Friday, June 30, 2017

Now That They Know Who's in the White House

In a stunning move, the House Appropriations Committee today approved an amendment to the massive military spending bill offered by Rep. Barbara Lee (D – CA). The amendment, passed in a voice vote, and would repeal the 2001 Authorization for the Use of Military Force (AUMF).

[...]

[The House Republican leadership is] going for a do-over on the amendment, insisting the vote was “out of order” and therefore didn’t really count.

This argument is based on the House Foreign Affairs Committee arguing that they have “sole jurisdiction” over all AUMFs, and that it was therefore impossible for the Appropriations Committee to repeal it, like the vote did.

[...]

The 2001 AUMF authorizes the president to wage war on those directly involved in 9/11, the interpretation of which at this point is that the president can declare wars pretty much at will and this amounts to Congressional authorization for all of them. This AUMF was used to justify the Afghan War, the 2003 invasion of Iraq, the re-invasion of Iraq after that first war ended, and the invasion of Syria both to fight against ISIS, and potentially to pick a fight with the Syrian government. It was also presented as justification for the 2016 US intervention in Libya, though ironically not the US-led regime change war in Libya, which was itself “justified” by a vaguely worded UN resolution.

  AntiWar
The fate of the provision is uncertain, and there’s more than one way that GOP leadership could strike it.
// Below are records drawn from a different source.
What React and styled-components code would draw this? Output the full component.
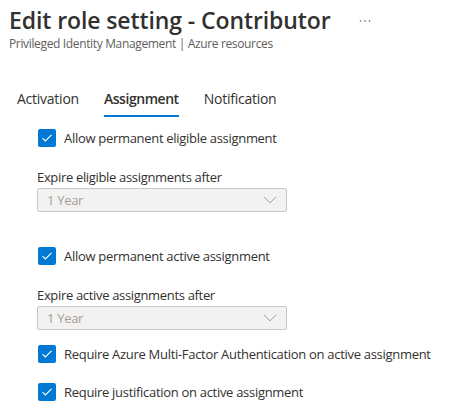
import { createGlobalStyle, styled } from "styled-components"

const GlobalStyle = createGlobalStyle`
  body {
    margin: 0;
    background: #ffffff;
    font-family: "Segoe UI", "Open Sans", sans-serif;
    color: #323130;
  }
`

const settings = [
  {
    check: "Allow permanent eligible assignment",
    label: "Expire eligible assignments after",
    value: "1 Year",
    gap: 34,
  },
  {
    check: "Allow permanent active assignment",
    label: "Expire active assignments after",
    value: "1 Year",
    gap: 0,
  },
]

const CheckIcon = () => (
  <svg width="12" height="10" viewBox="0 0 12 10">
    <polyline points="1.5,5.2 4.4,8 10.5,1.8" fill="none" stroke="#ffffff" strokeWidth="1.1" />
  </svg>
)

const Chevron = () => (
  <svg width="14" height="8" viewBox="0 0 14 8">
    <polyline points="0.8,0.8 7,6.8 13.2,0.8" fill="none" stroke="#a19f9d" strokeWidth="1" />
  </svg>
)

const MoreIcon = () => (
  <svg width="12" height="4" viewBox="0 0 12 4">
    <circle cx="1.5" cy="2" r="0.8" fill="#605e5c" />
    <circle cx="6" cy="2" r="0.8" fill="#605e5c" />
    <circle cx="10.5" cy="2" r="0.8" fill="#605e5c" />
  </svg>
)

const CheckRow = ({ text, top }) => (
  <Row $top={top}>
    <Box><CheckIcon /></Box>
    <span>{text}</span>
  </Row>
)

export default function App() {
  return <Page>
    <GlobalStyle />
    <Header>
      <TitleRow>
        <h1>Edit role setting - Contributor</h1>
        <More><MoreIcon /></More>
      </TitleRow>
      <h2>Privileged Identity Management | Azure resources</h2>
    </Header>
    <Tabs>
      <Tab>Activation</Tab>
      <Tab $active>Assignment</Tab>
      <Tab>Notification</Tab>
    </Tabs>
    <Body>
      {settings.map((s, i) => (
        <Group key={s.label} $bottom={s.gap}>
          <CheckRow text={s.check} top={i === 0 ? 11 : 0} />
          <Label>{s.label}</Label>
          <Dropdown>
            <span>{s.value}</span>
            <Chevron />
          </Dropdown>
        </Group>
      ))}
      <CheckRow text="Require Azure Multi-Factor Authentication on active assignment" top={14} />
      <CheckRow text="Require justification on active assignment" top={18} />
    </Body>
  </Page>
}

const Page = styled.div`
  width: 464px;
  height: 417px;
  overflow: hidden;
  display: flex;
  flex-direction: column;
`

const Header = styled.div`
  padding: 4px 0 0 9px;
  & > h2 {
    margin: 0;
    font-size: 12px;
    line-height: 16px;
    font-weight: 400;
    letter-spacing: -0.35px;
    color: #605e5c;
  }
`

const TitleRow = styled.div`
  display: flex;
  align-items: center;
  & > h1 {
    margin: 0;
    font-size: 23px;
    line-height: 32px;
    font-weight: 600;
    letter-spacing: -0.1px;
    color: #323130;
  }
`

const More = styled.div`
  display: flex;
  margin-left: 28px;
  margin-top: 2px;
`

const Tabs = styled.div`
  display: flex;
  gap: 25px;
  margin-top: 37px;
  padding-left: 17px;
`

const Tab = styled.div`
  display: flex;
  flex-direction: column;
  font-size: 14px;
  line-height: 20px;
  font-weight: ${({ $active }) => ($active ? 600 : 400)};
  letter-spacing: ${({ $active }) => ($active ? "-0.45px" : "-0.25px")};
  color: #323130;
  &::after {
    content: "";
    height: 2px;
    margin-top: 6px;
    background: ${({ $active }) => ($active ? "#0078d4" : "transparent")};
  }
`

const Body = styled.div`
  display: flex;
  flex-direction: column;
  padding-left: 37px;
`

const Group = styled.div`
  display: flex;
  flex-direction: column;
  margin-bottom: ${({ $bottom }) => $bottom}px;
`

const Row = styled.div`
  display: flex;
  align-items: center;
  gap: 8px;
  height: 20px;
  margin-top: ${({ $top }) => $top}px;
  padding-left: 1px;
  font-size: 13px;
  letter-spacing: -0.3px;
  color: #323130;
  white-space: nowrap;
`

const Box = styled.div`
  display: flex;
  align-items: center;
  justify-content: center;
  flex-shrink: 0;
  width: 18px;
  height: 18px;
  border-radius: 2px;
  background: #0078d4;
`

const Label = styled.div`
  margin-top: 20px;
  font-size: 13px;
  line-height: 18px;
  letter-spacing: -0.33px;
  color: #323130;
`

const Dropdown = styled.div`
  display: flex;
  align-items: center;
  justify-content: space-between;
  box-sizing: border-box;
  width: 250px;
  height: 24px;
  margin-top: 2px;
  padding: 0 9px 0 9px;
  border: 1px solid #c8c6c4;
  border-radius: 2px;
  background: #f3f2f1;
  font-size: 13px;
  letter-spacing: -0.3px;
  color: #a19f9d;
`
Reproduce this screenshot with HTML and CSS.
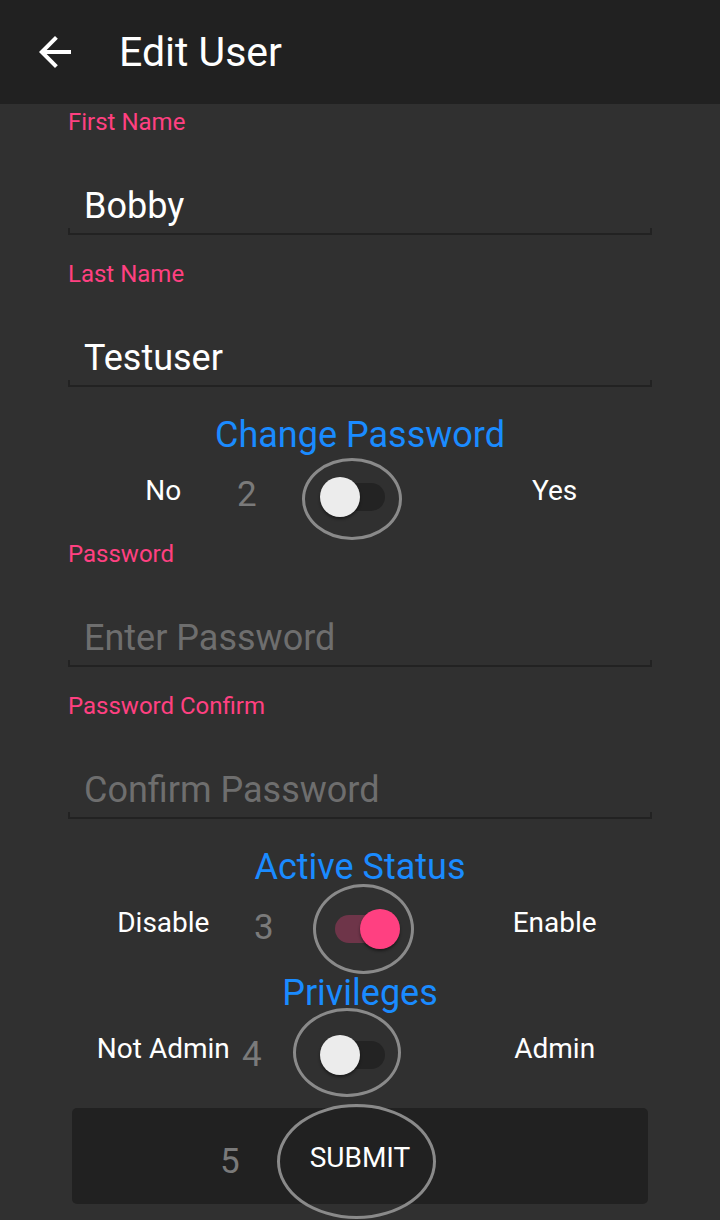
FILE: index.html
```html
<!DOCTYPE html>
<html lang="en">
<head>
<meta charset="utf-8">
<title>Edit User</title>
<link rel="stylesheet" href="styles.css">
</head>
<body>
<header class="appbar">
  <svg class="back" viewBox="0 0 24 24" width="48" height="48" aria-hidden="true"><path d="M20 11H7.83l5.59-5.59L12 4l-8 8 8 8 1.41-1.41L7.83 13H20v-2z" fill="#ffffff"/></svg>
  <h1 class="title">Edit User</h1>
</header>
<main class="form">
  <div class="field">
    <div class="field-label">First Name</div>
    <div class="input">Bobby</div>
    <div class="underline"></div>
  </div>
  <div class="field">
    <div class="field-label">Last Name</div>
    <div class="input">Testuser</div>
    <div class="underline"></div>
  </div>
  <h2 class="section-title">Change Password</h2>
  <div class="toggle-row">
    <span class="opt opt-left">No</span>
    <div class="switch-cell"><span class="switch"><span class="track"></span><span class="thumb"></span></span></div>
    <span class="opt">Yes</span>
    <span class="anno-num num-2">2</span>
    <span class="anno-ring ring-2"></span>
  </div>
  <div class="field">
    <div class="field-label">Password</div>
    <div class="input placeholder">Enter Password</div>
    <div class="underline"></div>
  </div>
  <div class="field">
    <div class="field-label">Password Confirm</div>
    <div class="input placeholder">Confirm Password</div>
    <div class="underline"></div>
  </div>
  <h2 class="section-title">Active Status</h2>
  <div class="toggle-row">
    <span class="opt opt-left">Disable</span>
    <div class="switch-cell"><span class="switch on"><span class="track"></span><span class="thumb"></span></span></div>
    <span class="opt">Enable</span>
    <span class="anno-num num-3">3</span>
    <span class="anno-ring ring-3"></span>
  </div>
  <h2 class="section-title">Privileges</h2>
  <div class="toggle-row">
    <span class="opt opt-left">Not Admin</span>
    <div class="switch-cell"><span class="switch"><span class="track"></span><span class="thumb"></span></span></div>
    <span class="opt">Admin</span>
    <span class="anno-num num-4">4</span>
    <span class="anno-ring ring-4"></span>
  </div>
  <div class="submit-wrap">
    <button class="submit" type="button">SUBMIT</button>
    <span class="anno-num num-5">5</span>
    <span class="anno-ring ring-5"></span>
  </div>
</main>
</body>
</html>
```
FILE: styles.css
```css
* { box-sizing: border-box; }
html, body {
  margin: 0;
  padding: 0;
  background: #303030;
  font-family: Roboto, "Noto Sans", sans-serif;
  color: #ffffff;
  overflow: hidden;
}
body { width: 720px; height: 1220px; }

.appbar {
  height: 104px;
  background: #212121;
  display: flex;
  align-items: center;
  padding-left: 31px;
}
.back { display: block; flex: none; }
.title {
  margin: 0 0 0 40px;
  font-size: 41px;
  line-height: 48px;
  font-weight: 400;
  color: #ffffff;
}

.form {
  padding: 4px 68px 0;
}

.field { margin-bottom: 25px; }
.field-label {
  font-size: 24px;
  line-height: 29px;
  color: #ff4081;
}
.input {
  padding: 48px 0 0 16px;
  font-size: 36px;
  line-height: 42px;
  color: #ffffff;
}
.input.placeholder { color: #6e6e6e; }
.underline {
  margin-top: 1px;
  height: 7px;
  border: 2px solid #222222;
  border-top: 0;
}

.section-title {
  margin: 0;
  font-size: 36px;
  line-height: 42px;
  font-weight: 400;
  color: #1a8bff;
  text-align: center;
}
.field + .section-title { margin-top: 27px; }

.toggle-row {
  position: relative;
  height: 82px;
  margin-bottom: 2px;
  display: grid;
  grid-template-columns: 1fr 1fr 1fr;
  align-items: center;
}
.opt {
  font-size: 28px;
  line-height: 32px;
  text-align: center;
  margin-bottom: 13px;
  white-space: nowrap;
}
.opt-left { padding-right: 4px; }
.switch-cell { display: flex; justify-content: center; }
.switch {
  position: relative;
  display: block;
  width: 80px;
  height: 40px;
}
.track {
  position: absolute;
  left: 15px;
  top: 6px;
  width: 50px;
  height: 28px;
  border-radius: 14px;
  background: #232323;
}
.thumb {
  position: absolute;
  left: 0;
  top: 0;
  width: 40px;
  height: 40px;
  border-radius: 50%;
  background: #ececec;
  box-shadow: 0 2px 3px rgba(0, 0, 0, 0.45);
}
.switch.on .track { background: #6e3549; }
.switch.on .thumb { left: 40px; background: #ff4081; }

.anno-num {
  position: absolute;
  font-size: 35px;
  line-height: 40px;
  color: #7a7a7a;
}
.num-2 { left: 169px; top: 19px; }
.num-3 { left: 186px; top: 20px; }
.num-4 { left: 174px; top: 21px; }
.num-5 { left: 148px; top: 34px; }

.anno-ring {
  position: absolute;
  border: 3px solid #8a8a8a;
  border-radius: 50%;
  pointer-events: none;
}
.ring-2 { left: 234px; top: 2px; width: 100px; height: 82px; }
.ring-3 { left: 245px; top: -4px; width: 101px; height: 90px; }
.ring-4 { left: 225px; top: -6px; width: 108px; height: 89px; }
.ring-5 { left: 205px; top: -4px; width: 159px; height: 115px; }

.submit-wrap {
  position: relative;
  margin: 12px 0 0 4px;
  width: 576px;
  height: 96px;
}
.submit {
  display: block;
  width: 100%;
  height: 100%;
  border: 0;
  border-radius: 5px;
  background: #212121;
  color: #ffffff;
  font-family: Roboto, "Noto Sans", sans-serif;
  font-size: 28px;
  line-height: 32px;
  font-weight: 400;
  padding: 4px 0 0;
}
```
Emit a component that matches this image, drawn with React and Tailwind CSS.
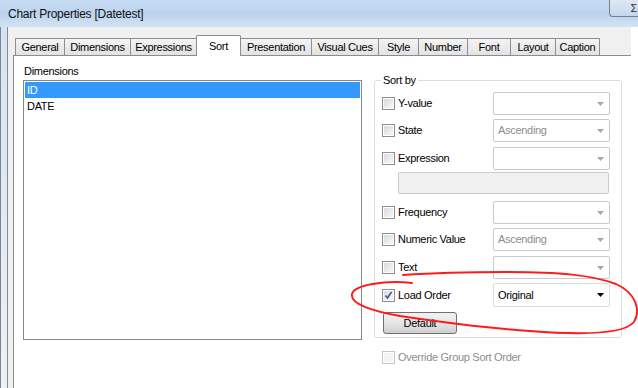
import React from 'react';

const tabs = [
  { label: 'General', w: 'w-[49px]' },
  { label: 'Dimensions', w: 'w-[66px]' },
  { label: 'Expressions', w: 'w-[66px]' },
  { label: 'Sort', w: 'w-[45px]', active: true },
  { label: 'Presentation', w: 'w-[70px]' },
  { label: 'Visual Cues', w: 'w-[67px]' },
  { label: 'Style', w: 'w-[40px]' },
  { label: 'Number', w: 'w-[49px]' },
  { label: 'Font', w: 'w-[43px]' },
  { label: 'Layout', w: 'w-[45px]' },
  { label: 'Caption', w: 'w-[45px]', last: true },
];

function CheckBox({ checked, disabled }) {
  return (
    <div className={`w-[13px] h-[13px] shrink-0 border ${disabled ? 'border-[#c6c6c6]' : 'border-[#8e8f8f]'} bg-white p-px`}>
      <div className={`w-full h-full relative ${disabled ? 'bg-[#f4f4f4]' : 'bg-gradient-to-br from-[#dadada] to-[#f8f8f8]'}`}>
        {checked && (
          <svg className="absolute inset-0" width="9" height="9" viewBox="0 0 9 9">
            <path d="M1.5 4.5 L3.5 7 L7.5 1" fill="none" stroke="#3c5a9a" strokeWidth="1.6" />
          </svg>
        )}
      </div>
    </div>
  );
}

function Combo({ value, active, gray }) {
  return (
    <div className={`w-[117px] h-full flex items-center justify-between border rounded-[2px] bg-white pl-[4px] pr-[5px] ${active ? 'border-[#dcdcdc]' : 'border-[#c9c9c9]'}`}>
      <span className={gray ? 'text-[#8d8d8d]' : 'text-black'}>{value}</span>
      <svg width="7" height="4" viewBox="0 0 7 4">
        <path d="M0 0 H7 L3.5 4 Z" fill={active ? '#000' : '#a8a8a8'} />
      </svg>
    </div>
  );
}

function SortRow({ label, value, gray, checked, active, mt }) {
  return (
    <div className={`flex items-center h-[23px] ${mt}`}>
      <div className="w-[111px] flex items-center gap-[3px]">
        <CheckBox checked={checked} />
        <span>{label}</span>
      </div>
      <Combo value={value} gray={gray} active={active} />
    </div>
  );
}

export default function App() {
  return (
    <div className="w-[638px] h-[388px] overflow-hidden relative bg-white font-['Liberation_Sans',Arial,sans-serif] text-[11px] tracking-[-0.3px] text-black flex flex-col">
      {/* title bar (aero glass) */}
      <div className="h-[27px] shrink-0 flex items-center relative bg-gradient-to-b from-[#c7dcf3] via-[#bcd3ee] to-[#d3e3f5]">
        <span className="ml-[8px] text-[12px] tracking-[-0.25px] text-[#111]">Chart Properties [Datetest]</span>
        <div className="ml-auto self-start w-[29px] h-[17px] border-l border-b border-[#6f7f95] rounded-bl-[4px] bg-gradient-to-b from-[#dfe9f5] to-[#c5d6ea] flex items-center justify-end pr-[1px]">
          <span className="text-[11px] text-[#333] leading-none">Σ</span>
        </div>
      </div>

      <div className="flex-1 flex min-h-0">
        {/* left frame */}
        <div className="w-[7px] shrink-0 border-l border-[#7b8594] bg-gradient-to-b from-[#d4e3f4] to-[#eef1f5]" />

        {/* client */}
        <div className="w-[624px] shrink-0 border-l border-[#8a8a8a] bg-[#f0f0f0] pl-[5px] pt-[8px] flex flex-col">
          <div className="flex items-end h-[20px] ml-[2px]">
            {tabs.map((t) =>
              t.active ? (
                <div key={t.label} className={`${t.w} h-[21px] mb-[-1px] relative z-10 bg-white border-l border-t border-r border-[#898c95] rounded-t-[2px] flex items-start justify-center pt-[2px]`}>
                  {t.label}
                </div>
              ) : (
                <div key={t.label} className={`${t.w} h-[17px] bg-gradient-to-b from-[#f4f4f4] to-[#e2e2e2] border-t border-l ${t.last ? 'border-r' : ''} ${t.label === 'Presentation' ? 'border-l-0' : ''} border-[#8c8e94] flex items-center justify-center`}>
                  {t.label}
                </div>
              )
            )}
          </div>

          {/* tab page */}
          <div className="flex-1 bg-white border-t border-l border-[#898c95] flex">
            <div className="pl-[9px] pt-[8px] flex flex-col">
              <div className="h-[14px] leading-[14px] pl-px mb-[2px]">Dimensions</div>
              <div className="w-[339px] h-[260px] border border-[#828790] p-px">
                <div className="h-[16px] bg-[#3399ff] text-white pl-[2px] leading-[16px]">ID</div>
                <div className="h-[16px] pl-[2px] leading-[16px]">DATE</div>
              </div>
            </div>

            <div className="ml-[12px] mt-[24px] flex flex-col">
              <div className="relative w-[248px] h-[258px] border border-[#d5dfe5] rounded-[3px] pl-[7px] flex flex-col">
                <span className="absolute left-[6px] top-[-8px] bg-white px-[2px] leading-[14px]">Sort by</span>
                <SortRow label="Y-value" value="" mt="mt-[11px]" />
                <SortRow label="State" value="Ascending" gray mt="mt-[4px]" />
                <SortRow label="Expression" value="" mt="mt-[5px]" />
                <div className="ml-[16px] mt-[2px] w-[211px] h-[22px] bg-[#f0f0f0] border border-[#cbcbcb] rounded-[2px]" />
                <SortRow label="Frequency" value="" mt="mt-[7px]" />
                <SortRow label="Numeric Value" value="Ascending" gray mt="mt-[4px]" />
                <SortRow label="Text" value="" mt="mt-[5px]" />
                <div className="flex items-center h-[24px] mt-[4px]">
                  <div className="w-[111px] flex items-center gap-[3px]">
                    <CheckBox checked />
                    <span>Load Order</span>
                  </div>
                  <Combo value="Original" active />
                </div>
                <button className="mt-[5px] ml-px w-[74px] h-[22px] border border-[#707070] rounded-[3px] bg-gradient-to-b from-[#f2f2f2] via-[#e6e6e6] to-[#cfcfcf] flex items-center justify-center text-[11px] tracking-[-0.3px]">
                  Default
                </button>
              </div>
              <div className="mt-[11px] ml-[8px] flex items-center gap-[3px] text-[#8d8d8d]">
                <CheckBox disabled />
                <span>Override Group Sort Order</span>
              </div>
            </div>
          </div>
        </div>

        <div className="flex-1 bg-white" />
      </div>

      {/* red hand-drawn annotation */}
      <svg className="absolute inset-0 pointer-events-none" width="638" height="388" viewBox="0 0 638 388">
        <path
          d="M412 283 C385 280 354 285 352 294 C350 304 372 311 400 316 C440 322 485 328 530 331 C580 335 624 334 634 322 C641 310 636 293 616 284 C592 275 560 272 505 272 C465 272 432 273 403 275"
          fill="none"
          stroke="#ff1a1a"
          strokeWidth="1.9"
          strokeLinecap="round"
        />
      </svg>
    </div>
  );
}
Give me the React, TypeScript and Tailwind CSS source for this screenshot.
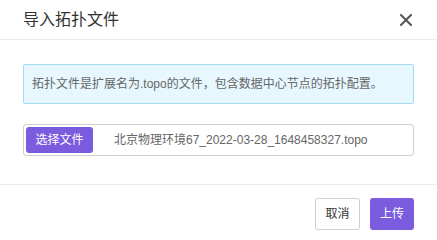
export default function App() {
  const font = { fontFamily: '"Liberation Sans", "Noto Sans CJK SC", sans-serif' };
  return (
    <div className="w-[437px] h-[240px] bg-white text-[#333] overflow-hidden" style={font}>
      {/* Header */}
      <div className="h-[40px] border-b border-[#e9ecef] flex items-center justify-between pl-[23px] pr-[25px]">
        <span className="text-[16px] text-[#333]">导入拓扑文件</span>
        <svg width="12" height="12" viewBox="0 0 12 12" className="mt-[1px]">
          <path d="M1 1 L11 11 M11 1 L1 11" stroke="#555" strokeWidth="2" strokeLinecap="square" />
        </svg>
      </div>

      {/* Body */}
      <div className="px-[23px] pt-[24px] pb-[28px] flex flex-col gap-[20px]">
        <div className="h-[40px] bg-[#e6f7fe] border border-[#a3dcf7] rounded-[2px] flex items-center px-[8px] text-[12px] text-[#666]">
          拓扑文件是扩展名为.topo的文件，包含数据中心节点的拓扑配置。
        </div>
        <div className="h-[32px] border border-[#d0d0d0] rounded-[3px] flex items-center pl-[2px]">
          <div className="h-[26px] w-[67px] bg-[#7b5cdf] rounded-[3px] text-white text-[12px] flex items-center justify-center">
            选择文件
          </div>
          <span className="ml-[21px] text-[12px] text-[#666]">北京物理环境67_2022-03-28_1648458327.topo</span>
        </div>
      </div>

      {/* Footer */}
      <div className="border-t border-[#e9ecef] pt-[13px] pr-[23px] flex justify-end gap-[10px]">
        <button className="h-[32px] w-[45px] border border-[#d0d0d0] rounded-[3px] bg-white text-[12px] text-[#333]">
          取消
        </button>
        <button className="h-[32px] w-[44px] rounded-[3px] bg-[#7b5cdf] text-white text-[12px]">
          上传
        </button>
      </div>
    </div>
  );
}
Whatever happens, it represents a new frontier in Congress’ debates about presidential authority to wage war, and Minnesota members of Congress on both sides of the aisle are broadly supportive of the measure.

The language in the amendment, introduced by California Democratic Rep. Barbara Lee, is straightforward. It repeals the current AUMF, and the authorization would be void 240 days after the amendment is enacted into law.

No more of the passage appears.